Hormones are essential to human development. If the endocrine system is disrupted during foetal stages, it can have serious developmental consequences: An increasing number of children are born with malformed genitalia, and many have problems conceiving. We also see an increasing impact on brain development, leading to cognitive difficulties such as concentration and memory issues. Not only does this affect individuals, it also has major societal consequences.
Terje Svingen, Head of the Research Group for Molecular and Reproductive Toxicology at DTU Food, has no doubt that the many chemicals we are exposed to play a role in this development, and he has dedicated his working life to identifying and protecting humans from harmful chemicals before they are born.
"Endocrine disruptors are particularly problematic during the foetal stage. So, if there are chemicals that can cause irreversible damage to unborn children, we must do what we can to protect them from those chemicals," says Professor Svingen.
Protecting people from the most harmful chemicals is a daunting task, however. Around 100,000 chemicals are already on the market, and more are being added all the time. Researchers cannot possibly test them all—there is neither time nor money for that. And it is not their job either.
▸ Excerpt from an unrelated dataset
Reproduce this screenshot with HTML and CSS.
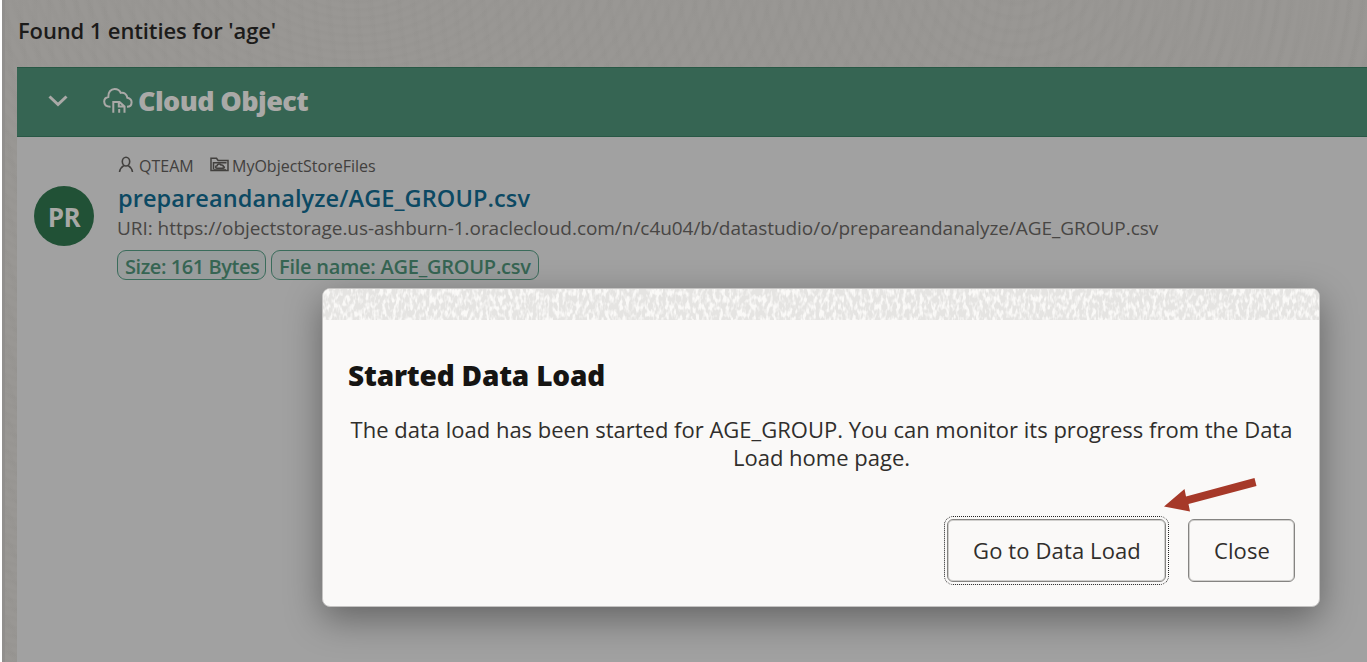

It is the manufacturers themselves who are responsible for testing the chemicals they put on the market.
"As researchers, we advise the authorities and ensure that the manufacturers do the testing correctly and that the guidelines we prepare, e.g., under the auspices of the OECD, are up to date. We are constantly working to improve them so that they'll catch more harmful effects," says Terje Svingen.
There are several groups of known endocrine disruptors, e.g,. phthalates, which make plastic malleable, bisphenols, which are found in the inside coating of tins and on receipts, and fungicides, which prevent fungal attacks in agricultural crops.
Knowledge about how these substances affect living organisms at a molecular level is now being used in, for instance, computer models to predict the effects of other substances with similar structures. This can then be followed up with experiments in tissue cultures—cells grown in an artificial environment—and later animal testing, if the substance has effects that warrant a proposal for a ban.
Alternatives to animal testing on the horizon
When it comes to identifying the effects of chemicals, petri dishes and cell cultures will only take you so far and will usually not be enough to predict the effect on humans. Terje Svingen's research group therefore still carry out tests on rats. However, he emphasizes: "We only do animal testing when it's necessary to protect humans."
Terje Svingen is a board member on Denmark's 3R Centre (Reduce, Refine, Replace), which aims to ensure that as few laboratory animals as possible are used and to provide the best possible conditions for the laboratory animals that have to be used. Alongside his other projects, he is also working on developing new methods for testing chemicals that do not involve animal testing. He believes the project will succeed within the foreseeable future, but he is also worried that politicians will decide to ban the use of laboratory animals before new methods are ready.
"I think that might cause some unpleasant surprises in terms of harmful effects on humans. And even if the EU bans animal testing, it will likely still be legal in many other countries," he says.